§ EXERCISE AIM: Determine how many lines contain the string "index", then reply with that figure only.
::::::::
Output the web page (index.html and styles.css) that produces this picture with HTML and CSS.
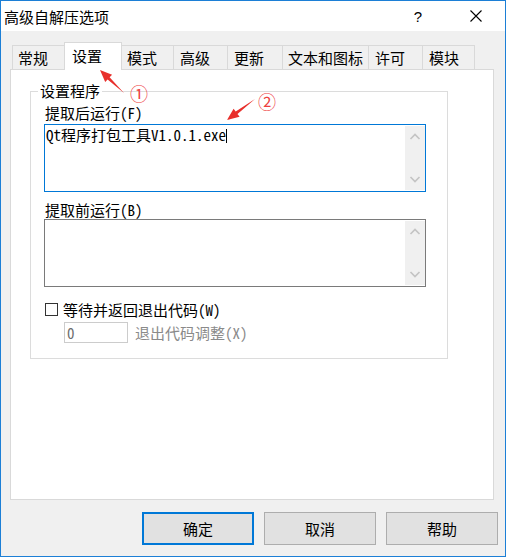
FILE: index.html
```html
<!DOCTYPE html>
<html lang="zh">
<head>
<meta charset="utf-8">
<title>高级自解压选项</title>
<link rel="stylesheet" href="styles.css">
</head>
<body>
<div class="screen">
  <div class="window">
    <div class="titlebar">
      <div class="title">高级自解压选项</div>
      <div class="cap-btn help">?</div>
      <div class="cap-btn close">
        <svg width="12" height="12" viewBox="0 0 12 12"><path d="M0.5 0.5 L11.5 11.5 M11.5 0.5 L0.5 11.5" stroke="#000" stroke-width="1.1" fill="none"/></svg>
      </div>
    </div>
    <div class="body">
      <div class="tabs">
        <div class="tab t1">常规</div>
        <div class="tab t2 active">设置</div>
        <div class="tab t3">模式</div>
        <div class="tab t4">高级</div>
        <div class="tab t5">更新</div>
        <div class="tab t6">文本和图标</div>
        <div class="tab t7">许可</div>
        <div class="tab t8">模块</div>
      </div>
      <div class="panel">
        <fieldset class="group">
          <legend class="sim">设置程序</legend>
          <div class="label sim">提取后运行(F)</div>
          <div class="memo focused">
            <div class="memo-text sim">Qt程序打包工具V1.0.1.exe<span class="caret"></span></div>
            <div class="vscroll">
              <div class="arrow"><svg width="20" height="20" viewBox="0 0 20 20"><path d="M5.5 13 L10 8.5 L14.5 13" stroke="#c4c4c4" stroke-width="1.7" fill="none"/></svg></div>
              <div class="arrow"><svg width="20" height="20" viewBox="0 0 20 20"><path d="M5.5 7 L10 11.5 L14.5 7" stroke="#c4c4c4" stroke-width="1.7" fill="none"/></svg></div>
            </div>
          </div>
          <div class="label sim second">提取前运行(B)</div>
          <div class="memo">
            <div class="memo-text sim"></div>
            <div class="vscroll">
              <div class="arrow"><svg width="20" height="20" viewBox="0 0 20 20"><path d="M5.5 13 L10 8.5 L14.5 13" stroke="#c4c4c4" stroke-width="1.7" fill="none"/></svg></div>
              <div class="arrow"><svg width="20" height="20" viewBox="0 0 20 20"><path d="M5.5 7 L10 11.5 L14.5 7" stroke="#c4c4c4" stroke-width="1.7" fill="none"/></svg></div>
            </div>
          </div>
          <div class="check-row">
            <span class="checkbox"></span>
            <span class="sim">等待并返回退出代码(W)</span>
          </div>
          <div class="exit-row">
            <div class="small-input sim">0</div>
            <span class="dim sim">退出代码调整(X)</span>
          </div>
        </fieldset>
      </div>
      <div class="buttons">
        <div class="btn default">确定</div>
        <div class="btn">取消</div>
        <div class="btn">帮助</div>
      </div>
    </div>
  </div>
  <svg class="annot" width="506" height="557" viewBox="0 0 506 557">
    <polygon points="124,93 109.6,77.2 112.1,74.7 100,70 105.2,81.9 107.6,79.4" fill="#e8302c"/>
    <polygon points="255,99 235.7,111.6 233.6,108.8 227,120 239.6,116.8 237.5,114" fill="#e8302c"/>
    <text x="139" y="93" class="circ">①</text>
    <text x="267" y="101" class="circ">②</text>
  </svg>
</div>
</body>
</html>
```

FILE: styles.css
```css
body {
  margin: 0;
  background: #ffffff;
}

.screen {
  position: relative;
  width: 506px;
  height: 557px;
}

.window {
  box-sizing: border-box;
  width: 506px;
  height: 557px;
  border: 1px solid #1c7fd6;
  background: #f0f0f0;
  display: flex;
  flex-direction: column;
  font-family: "Noto Sans CJK SC", sans-serif;
  font-size: 15px;
  color: #000;
}

.sim {
  font-family: "Noto Sans Mono CJK SC", "Noto Sans CJK SC", "Liberation Mono", monospace;
  font-size: 15px;
}

/* title bar */
.titlebar {
  height: 30px;
  background: #fff;
  display: flex;
  align-items: center;
}

.title {
  flex: 1;
  padding-left: 3px;
  padding-top: 2px;
  line-height: 20px;
}

.cap-btn {
  width: 58px;
  height: 30px;
  display: flex;
  align-items: center;
  justify-content: center;
}

.help {
  font-family: "Liberation Sans", sans-serif;
  font-size: 15px;
  padding-top: 1px;
  box-sizing: border-box;
}

/* body */
.body {
  flex: 1;
  padding: 11px 7px 0 9px;
  display: flex;
  flex-direction: column;
}

.tabs {
  display: flex;
  align-items: flex-end;
  height: 27px;
  padding-left: 2px;
}

.tab {
  box-sizing: border-box;
  height: 24px;
  border: 1px solid #d9d9d9;
  border-bottom: none;
  margin-left: -1px;
  padding-left: 5px;
  line-height: 23px;
  background: #f0f0f0;
  white-space: nowrap;
}

.tab:first-child { margin-left: 0; }
.t1 { width: 53px; }
.t2 { width: 58px; }
.t3 { width: 53px; }
.t4 { width: 55px; padding-left: 6px; }
.t5 { width: 56px; padding-left: 6px; }
.t6 { width: 87px; }
.t7 { width: 55px; padding-left: 6px; }
.t8 { width: 53px; padding-left: 6px; }

.tab.active {
  height: 28px;
  margin-bottom: -1px;
  background: #fff;
  position: relative;
  z-index: 1;
  padding-left: 7px;
  line-height: 25px;
}

.panel {
  box-sizing: border-box;
  width: 484px;
  height: 431px;
  border: 1px solid #d9d9d9;
  background: #fff;
  padding: 12px 0 0 19px;
}

.group {
  box-sizing: border-box;
  width: 418px;
  margin: 0;
  padding: 4px 20px 15px 13px;
  border: 1px solid #dcdcdc;
}

.group legend {
  padding: 0 2px;
  margin-left: -6px;
  line-height: 18px;
}

.label {
  line-height: 17px;
  padding-left: 1px;
  margin-bottom: 3px;
}

.label.second {
  margin-top: 9px;
  margin-bottom: 1px;
}

.memo {
  box-sizing: border-box;
  width: 382px;
  height: 68px;
  border: 1px solid #7a7a7a;
  display: flex;
  background: #fff;
}

.memo.focused {
  border-color: #0078d7;
}

.memo-text {
  flex: 1;
  padding: 1px 1px;
  line-height: 17px;
  white-space: nowrap;
}

.caret {
  display: inline-block;
  width: 1px;
  height: 14px;
  background: #000;
  vertical-align: -2px;
}

.vscroll {
  width: 20px;
  margin: 1px 0;
  background: #f0f0f0;
  display: flex;
  flex-direction: column;
  justify-content: space-between;
}

.arrow {
  width: 20px;
  height: 20px;
}

.arrow svg { display: block; }

.check-row {
  display: flex;
  align-items: center;
  height: 17px;
  margin-top: 14px;
  line-height: 17px;
}

.checkbox {
  box-sizing: border-box;
  width: 13px;
  height: 13px;
  border: 1px solid #333;
  background: #fff;
  margin-left: 1px;
  margin-right: 5px;
}

.exit-row {
  display: flex;
  align-items: center;
  margin-top: 4px;
}

.small-input {
  box-sizing: border-box;
  width: 64px;
  height: 21px;
  border: 1px solid #cccccc;
  margin-left: 20px;
  padding-left: 2px;
  line-height: 19px;
  color: #6d6d6d;
}

.dim {
  color: #8a8a8a;
  margin-left: 7px;
  line-height: 17px;
}

/* buttons */
.buttons {
  display: flex;
  justify-content: flex-end;
  gap: 10px;
  margin-top: 12px;
}

.btn {
  box-sizing: border-box;
  width: 112px;
  height: 33px;
  border: 1px solid #adadad;
  background: #e1e1e1;
  display: flex;
  align-items: center;
  justify-content: center;
  line-height: 20px;
}

.btn.default {
  border: 2px solid #0078d7;
}

/* annotations */
.annot {
  position: absolute;
  left: 0;
  top: 0;
  pointer-events: none;
}

.circ {
  font-family: "Noto Sans CJK SC", sans-serif;
  font-size: 18px;
  fill: #ee4040;
  text-anchor: middle;
  dominant-baseline: central;
}
```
::::::::
§ WRITTEN RESPONSE: 3